This Friday, Good Friday in the Christian world, the bells at First Presbyterian Church (FPC) will stop.
If you’ve ever walked Lake Hollingsworth, you’ve likely heard the bells, or carillon. The bells chime on the hour between 9 am and 9 pm daily, with additional chimes on Sundays.
A carillon is a set of stationary bells hung in a tower and sounded by manual or pedal action or by machinery, according to Dictionary.com.
On Good Friday, the bells will stop at 3 pm in recognition of the time when Christ is said to have died. They will chime 30 times, representing 30 pieces of silver (signifying the price for which Judas betrayed Jesus in the Bible), and then fall silent. They will remain silent until Easter morning when they will ring again to celebrate the risen Lord.
The silence is an auditory reminder of the significance of the days between Good Friday and Easter.
Selecting the Music
John Lowery, an FPC member and staff member, has been responsible for decades for planning the music the carillon plays.

“John makes the music happen that plays for thousands of people every day,” says the Rev. Dr. John Fullerton, FPC Senior Pastor.
“The carillon system is a computer program,” Lowery explains. “You can program the carillon for an activity from now until a year from now.”
The system was installed in 1994 or 1995, according to Lowery, and he has been working with it since. Much of the music has been purchased by Lowery and his wife, Mary Edwin Lowery. “Whatever the occasion, we can play music for it.”
Lowery says he has special music for Youth Sunday, Pentecost, Advent, Easter, weddings, and funerals. He also has a playlist of songs featuring Canadian patriotic songs, which he sometimes plays for the Canadian visitors in the winter.
The Canadian song, “Land of Hope and Glory,” is the same music as the United States’ “Pomp and Circumstance,” which he plays on commencement Sundays and when Lakeland High School has their graduation each year. Lowery works diligently to make the bells a community blessing.
Community Impact
Steve Semmel of St. Petersburg commented via Facebook on the bells, saying he always enjoyed listening to the bells when he was in town for work. “The bells were a convenient reminder of the time and kept my brain in track with the passing of hours,” as he walked, he says.
Semmel also says, “When I traveled, I used to walk up to the church and call my wife in St. Petersburg at 6 pm. We listened to the music together. It was sort of our remote date night while I was away.”
The carillon brought the community together during Covid. As we approach Easter, Lowery talks about Easter of 2020 (in the midst of Covid) when large gatherings were not permitted. “At noon, one peal – Christ the Lord is Risen Today – ran for a couple of minutes. We played about 20 minutes of music with no idea what would happen.”
What happened was a line of cars gathered in the parking lot to listen to the music and to celebrate Easter in an unexpected way.
Musical Selections
On the days when weddings are held in the church, Lowery plays three wedding hymns, to the surprise and delight of the bride and groom.

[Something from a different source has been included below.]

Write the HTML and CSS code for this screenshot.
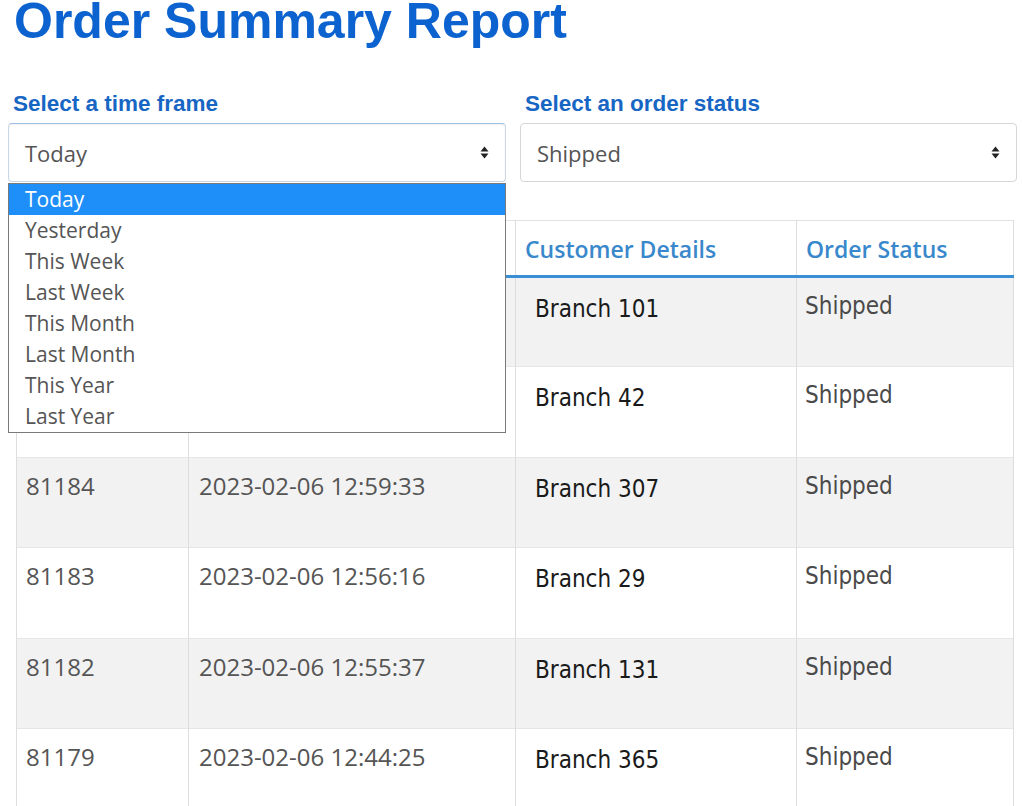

“We don’t tell the bride and groom,” he says. “As people are leaving the sanctuary, the wedding peal plays.”
“I loved that in one of the most special moments of my life, the bells were ringing in celebration of a new unity between Noah and I,” says Anna Butler, FPC’s Children’s Ministry Director who was married at FPC. “We now hear the bells daily at our house, and it often takes us back to that special moment.”
“It’s fun,” Lowery says, “knowing that I can change things around and know that it’s not the same old, same old.”
The late Flo Aldridge, former FPC organist, was recorded playing, and several of those songs have been converted into chimes that can be played. Included in her contribution to the carillon are songs like, “The King is Exalted.”
“The carillon is something to program, something to play with,” Lowery says. “For me, it’s not work. It’s play time.”
Holy Week
If you are in the area this week, listen to the bells on the hour and observe their silence this weekend as the church invites the surrounding community to engage with them in preparing for Easter.